DETAIL.ID, Merangin – Sebelum pabrik sawit PT Sumber Guna Nabati (SGN) berdiri, kehidupan keluarga Sawal berjalan normal dan bahagia. Istri Sawal sempat berjualan es di dalam lokasi pabrik.
Keluarga Sawal mulai terusik setelah pabrik beroperasi. Masalahnya, kolam limbah dibangun bersebelahan dengan dinding rumah Sawal. Hanya berjarak 5 meter.
“Semenjak pabrik beroperasi, Itulah awal derita keluarga saya, setiap hari keluarga saya menghirup aroma limbah dari kolam limbah sebelah rumah,” kata Sawal pada Jumat, 6 Desember 2024.
Masalah kedua yang mendera keluarga Sawal adalah sumur, yang menjadi sumber air utama keluarga mereka. Air sumur berubah seperti berkarat. Saat dipakai mandi, air sabun tak berbusa.
Masalah ketika saat hujan tiba. Sawal dan keluarga harus mengungsi ke tempat lain karena tak kuat dengan aroma limbah yang membikin sesak nafas.
“Apalagi saat musim hujan, sudah pasti kami harus tidur ngungsi ke rumah keluarga saya di trans. Kalau tidak, sesak terhadap bau dari limbah,” ujarnya.
Sebaliknya pada musim kemarau, beda pula masalahnya. Selain aroma limbah, debu jalan masuk ke dalam rumah Sawal. Ditambah seng atap rumahnya yang tiba-tiba keropos, memperburuk keadaan.
“Kalau musim kemarau, Selain bau, debu masuk ke dalam rumah, saya juga heran seng rumah banyak keropos,” ujarnya mengeluh.
Ternaknya pun menjadi korban. Beberapa ekor kambing dan sapinya mati masuk ke dalam kolam limbah. Itu pun tidak pernah diganti oleh perusahaan. Padahal, pagar limbah banyak yang rusak dan tidak diperbaiki membuat ternaknya seperti sapi dan kambing mati dalam kolam.
“Kalau sapi pernah ada yang mati, itu pun kalau saya tidak marah-marah di kantor tidak diganti, apalagi kambing saya yang mati tidak sama sekali dapat ganti rugi,” ucap Sawal.
Keluarga Sawal tak pernah mendapatkan bantuan dari PT SGN meski pun Sawal sering melihat orang di sekelilingnya mendapatkan sembako dan bantuan lain.

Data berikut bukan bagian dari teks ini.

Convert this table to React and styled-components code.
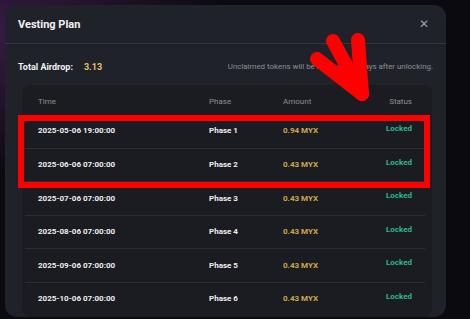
import React from "react";
import styled, { createGlobalStyle } from "styled-components";

const Global = createGlobalStyle`
  html, body {
    margin: 0;
    padding: 0;
    background: #0b0a0f;
    font-family: Roboto, "Noto Sans", sans-serif;
    overflow: hidden;
  }
`;

const Page = styled.div`
  width: 470px;
  height: 319px;
  position: relative;
  padding: 5px 0 0 5px;
  box-sizing: border-box;
  background:
    radial-gradient(ellipse at 0% 10%, rgba(90, 40, 110, 0.55), transparent 35%),
    #0b0a0f;
`;

const Modal = styled.div`
  position: relative;
  width: 441px;
  height: 312px;
  background: #202229;
  border-radius: 12px;
  overflow: hidden;
  display: flex;
  flex-direction: column;
`;

const Header = styled.div`
  height: 38px;
  display: flex;
  align-items: center;
  justify-content: space-between;
  padding: 0 17px 0 13px;
  border-bottom: 1px solid #34363e;
`;

const Title = styled.h2`
  margin: 0;
  color: #f2f2f4;
  font-size: 11px;
  font-weight: 700;
`;

const Close = styled.span`
  color: #9a9ca4;
  font-size: 12px;
  line-height: 1;
`;

const Summary = styled.div`
  display: flex;
  align-items: center;
  justify-content: space-between;
  padding: 4px 13px 0;
  height: 41px;
  box-sizing: border-box;
`;

const Total = styled.div`
  display: flex;
  align-items: center;
  gap: 11px;
  color: #f2f2f4;
  font-size: 9px;
  font-weight: 700;
`;

const Gold = styled.span`
  color: ${(p) => (p.$bright ? "#e6c067" : "#d1a847")};
  font-weight: 700;
`;

const Note = styled.span`
  color: #8c8e96;
  font-size: 7.9px;
`;

const Table = styled.div`
  margin: 0 14px 0 17px;
  background: #1b1c22;
  border-radius: 8px;
  padding: 0 7px 0 3px;
  flex: 1;
`;

const Row = styled.div`
  display: grid;
  grid-template-columns: 171px 74px 100px 1fr;
  align-items: center;
  height: ${(p) => (p.$head ? "29px" : "33.5px")};
  padding: 0 13px;
  font-size: 8px;
  font-weight: 700;
  color: #eeeef0;
  border-top: ${(p) => (p.$head || p.$first ? "none" : "1px solid #2c2e35")};
  box-sizing: border-box;
`;

const HeadCell = styled.span`
  color: #8c8e96;
  font-weight: 400;
  text-align: ${(p) => (p.$right ? "right" : "left")};
  padding-top: 4px;
`;

const Status = styled.span`
  color: #2db78a;
  text-align: right;
  margin-top: -5px;
`;

const Highlight = styled.div`
  position: absolute;
  left: 13px;
  top: 110px;
  width: 412px;
  height: 73px;
  border: 6px solid #ff0000;
  box-sizing: border-box;
  pointer-events: none;
`;

const Arrow = styled.svg`
  position: absolute;
  left: 300px;
  top: 25px;
`;

const rows = [
  ["2025-05-06 19:00:00", "Phase 1", "0.94 MYX"],
  ["2025-06-06 07:00:00", "Phase 2", "0.43 MYX"],
  ["2025-07-06 07:00:00", "Phase 3", "0.43 MYX"],
  ["2025-08-06 07:00:00", "Phase 4", "0.43 MYX"],
  ["2025-09-06 07:00:00", "Phase 5", "0.43 MYX"],
  ["2025-10-06 07:00:00", "Phase 6", "0.43 MYX"],
];

export default function App() {
  return (
    <Page>
      <Global />
      <Modal>
        <Header>
          <Title>Vesting Plan</Title>
          <Close>✕</Close>
        </Header>
        <Summary>
          <Total>
            Total Airdrop:
            <Gold $bright>3.13</Gold>
          </Total>
          <Note>Unclaimed tokens will be removed 30 days after unlocking.</Note>
        </Summary>
        <Table>
          <Row $head>
            <HeadCell>Time</HeadCell>
            <HeadCell>Phase</HeadCell>
            <HeadCell>Amount</HeadCell>
            <HeadCell $right>Status</HeadCell>
          </Row>
          {rows.map((r, i) => (
            <Row key={r[0]} $first={i === 0}>
              <span>{r[0]}</span>
              <span>{r[1]}</span>
              <Gold>{r[2]}</Gold>
              <Status>Locked</Status>
            </Row>
          ))}
        </Table>
        <Highlight />
      </Modal>
      <Arrow width="80" height="80" viewBox="0 0 80 80">
        <g stroke="#ff0000" strokeWidth="14" strokeLinecap="round" fill="none">
          <line x1="58" y1="15" x2="62" y2="69" />
          <line x1="33" y1="16" x2="62" y2="69" />
          <line x1="17" y1="34" x2="62" y2="69" />
        </g>
      </Arrow>
    </Page>
  );
}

“Kadang saya sedih lihat orang dapat bantuan sembako, saya cuma menonton, Ada kelompok SAD dapat bantuan sumur bor meskipun jarak dengan pabrik tinggal mereka jauh. Sementara saya, jangankan bantuan sumur, listrik saja yang kabelnya dekat rumah saya tidak disalurkan ke rumah saya, mereka seperti sengaja membunuh saya secara pelan-pelan,” kata Sawal.
Puncaknya, kata Sawal, anaknya mengidap penyakit paru-paru. Alhasil, Sawal pindah rumah ke kawasan transmigrasi. “Meskipun di sini tak layak huni, demi Kesehatan keluarga saya, kami terpaksa pindah,” ujarnya.
Kini, Sawal hanya berharap, perusahaan bisa membantu memperbaiki rumahnya yang rusak agar layak huni. Baginya, itu sudah cukup membantu keluarganya.